TASK GOAL - Make an exact transcription of the material, leaving out all images.

....

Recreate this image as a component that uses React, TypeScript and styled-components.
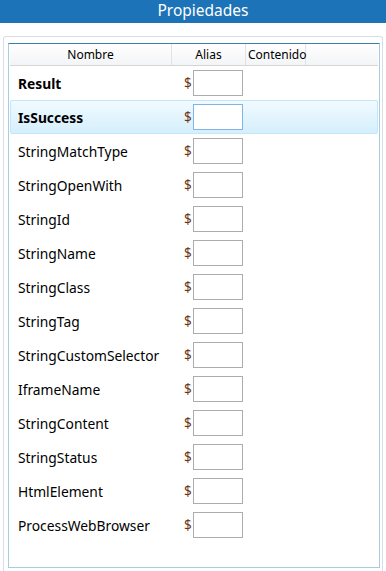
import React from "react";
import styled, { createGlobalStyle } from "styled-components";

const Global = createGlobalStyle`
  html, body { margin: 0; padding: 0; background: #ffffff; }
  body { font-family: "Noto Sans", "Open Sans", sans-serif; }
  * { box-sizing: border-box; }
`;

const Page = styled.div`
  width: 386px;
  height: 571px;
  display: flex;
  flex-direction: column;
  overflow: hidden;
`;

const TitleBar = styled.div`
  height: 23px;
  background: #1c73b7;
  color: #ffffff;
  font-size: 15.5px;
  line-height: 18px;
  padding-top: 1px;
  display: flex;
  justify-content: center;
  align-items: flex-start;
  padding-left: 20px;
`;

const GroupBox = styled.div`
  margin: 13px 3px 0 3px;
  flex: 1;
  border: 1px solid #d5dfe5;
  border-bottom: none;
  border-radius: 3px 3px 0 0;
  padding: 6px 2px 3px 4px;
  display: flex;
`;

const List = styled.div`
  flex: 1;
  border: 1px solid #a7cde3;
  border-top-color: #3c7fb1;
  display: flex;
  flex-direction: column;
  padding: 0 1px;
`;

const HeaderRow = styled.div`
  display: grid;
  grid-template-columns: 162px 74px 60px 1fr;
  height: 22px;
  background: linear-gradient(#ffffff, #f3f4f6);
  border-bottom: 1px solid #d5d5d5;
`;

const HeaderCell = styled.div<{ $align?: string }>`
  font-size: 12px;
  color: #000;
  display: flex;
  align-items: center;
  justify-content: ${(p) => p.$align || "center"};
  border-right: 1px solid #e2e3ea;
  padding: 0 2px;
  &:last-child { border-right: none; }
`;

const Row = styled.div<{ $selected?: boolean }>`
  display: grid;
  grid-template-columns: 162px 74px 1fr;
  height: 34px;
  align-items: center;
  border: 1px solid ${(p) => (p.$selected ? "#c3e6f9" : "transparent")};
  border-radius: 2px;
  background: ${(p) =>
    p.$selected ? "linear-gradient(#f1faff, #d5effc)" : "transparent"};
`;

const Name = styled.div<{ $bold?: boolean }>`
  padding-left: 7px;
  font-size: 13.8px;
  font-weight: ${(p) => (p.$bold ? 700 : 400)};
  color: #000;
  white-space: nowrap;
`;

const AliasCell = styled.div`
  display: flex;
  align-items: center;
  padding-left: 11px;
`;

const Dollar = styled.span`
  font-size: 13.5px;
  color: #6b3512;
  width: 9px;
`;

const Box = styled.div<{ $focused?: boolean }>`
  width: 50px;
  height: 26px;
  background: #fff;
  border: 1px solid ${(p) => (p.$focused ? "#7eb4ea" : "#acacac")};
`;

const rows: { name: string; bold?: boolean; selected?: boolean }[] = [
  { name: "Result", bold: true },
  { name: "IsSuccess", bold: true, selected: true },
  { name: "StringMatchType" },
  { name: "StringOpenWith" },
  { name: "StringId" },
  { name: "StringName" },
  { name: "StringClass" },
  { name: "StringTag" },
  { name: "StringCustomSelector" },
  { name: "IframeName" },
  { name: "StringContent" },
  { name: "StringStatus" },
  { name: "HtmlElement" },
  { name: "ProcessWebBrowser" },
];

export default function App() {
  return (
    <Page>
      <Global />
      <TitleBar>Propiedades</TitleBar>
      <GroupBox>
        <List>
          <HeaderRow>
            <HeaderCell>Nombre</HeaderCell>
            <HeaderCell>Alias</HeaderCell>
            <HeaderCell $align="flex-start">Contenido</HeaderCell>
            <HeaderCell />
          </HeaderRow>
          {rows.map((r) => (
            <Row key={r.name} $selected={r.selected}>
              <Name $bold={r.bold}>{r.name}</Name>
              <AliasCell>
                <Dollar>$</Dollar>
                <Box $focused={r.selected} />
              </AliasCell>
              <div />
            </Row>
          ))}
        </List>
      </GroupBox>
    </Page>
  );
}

....

WRITTEN SOLUTION -
Recreate this image as a component that uses React, TypeScript and styled-components.
import React from "react";
import styled, { createGlobalStyle } from "styled-components";

const Global = createGlobalStyle`
  html, body { margin: 0; padding: 0; background: #ffffff; }
  body { font-family: "Noto Sans", "Open Sans", sans-serif; }
  * { box-sizing: border-box; }
`;

const Page = styled.div`
  width: 386px;
  height: 571px;
  display: flex;
  flex-direction: column;
  overflow: hidden;
`;

const TitleBar = styled.div`
  height: 23px;
  background: #1c73b7;
  color: #ffffff;
  font-size: 15.5px;
  line-height: 18px;
  padding-top: 1px;
  display: flex;
  justify-content: center;
  align-items: flex-start;
  padding-left: 20px;
`;

const GroupBox = styled.div`
  margin: 13px 3px 0 3px;
  flex: 1;
  border: 1px solid #d5dfe5;
  border-bottom: none;
  border-radius: 3px 3px 0 0;
  padding: 6px 2px 3px 4px;
  display: flex;
`;

const List = styled.div`
  flex: 1;
  border: 1px solid #a7cde3;
  border-top-color: #3c7fb1;
  display: flex;
  flex-direction: column;
  padding: 0 1px;
`;

const HeaderRow = styled.div`
  display: grid;
  grid-template-columns: 162px 74px 60px 1fr;
  height: 22px;
  background: linear-gradient(#ffffff, #f3f4f6);
  border-bottom: 1px solid #d5d5d5;
`;

const HeaderCell = styled.div<{ $align?: string }>`
  font-size: 12px;
  color: #000;
  display: flex;
  align-items: center;
  justify-content: ${(p) => p.$align || "center"};
  border-right: 1px solid #e2e3ea;
  padding: 0 2px;
  &:last-child { border-right: none; }
`;

const Row = styled.div<{ $selected?: boolean }>`
  display: grid;
  grid-template-columns: 162px 74px 1fr;
  height: 34px;
  align-items: center;
  border: 1px solid ${(p) => (p.$selected ? "#c3e6f9" : "transparent")};
  border-radius: 2px;
  background: ${(p) =>
    p.$selected ? "linear-gradient(#f1faff, #d5effc)" : "transparent"};
`;

const Name = styled.div<{ $bold?: boolean }>`
  padding-left: 7px;
  font-size: 13.8px;
  font-weight: ${(p) => (p.$bold ? 700 : 400)};
  color: #000;
  white-space: nowrap;
`;

const AliasCell = styled.div`
  display: flex;
  align-items: center;
  padding-left: 11px;
`;

const Dollar = styled.span`
  font-size: 13.5px;
  color: #6b3512;
  width: 9px;
`;

const Box = styled.div<{ $focused?: boolean }>`
  width: 50px;
  height: 26px;
  background: #fff;
  border: 1px solid ${(p) => (p.$focused ? "#7eb4ea" : "#acacac")};
`;

const rows: { name: string; bold?: boolean; selected?: boolean }[] = [
  { name: "Result", bold: true },
  { name: "IsSuccess", bold: true, selected: true },
  { name: "StringMatchType" },
  { name: "StringOpenWith" },
  { name: "StringId" },
  { name: "StringName" },
  { name: "StringClass" },
  { name: "StringTag" },
  { name: "StringCustomSelector" },
  { name: "IframeName" },
  { name: "StringContent" },
  { name: "StringStatus" },
  { name: "HtmlElement" },
  { name: "ProcessWebBrowser" },
];

export default function App() {
  return (
    <Page>
      <Global />
      <TitleBar>Propiedades</TitleBar>
      <GroupBox>
        <List>
          <HeaderRow>
            <HeaderCell>Nombre</HeaderCell>
            <HeaderCell>Alias</HeaderCell>
            <HeaderCell $align="flex-start">Contenido</HeaderCell>
            <HeaderCell />
          </HeaderRow>
          {rows.map((r) => (
            <Row key={r.name} $selected={r.selected}>
              <Name $bold={r.bold}>{r.name}</Name>
              <AliasCell>
                <Dollar>$</Dollar>
                <Box $focused={r.selected} />
              </AliasCell>
              <div />
            </Row>
          ))}
        </List>
      </GroupBox>
    </Page>
  );
}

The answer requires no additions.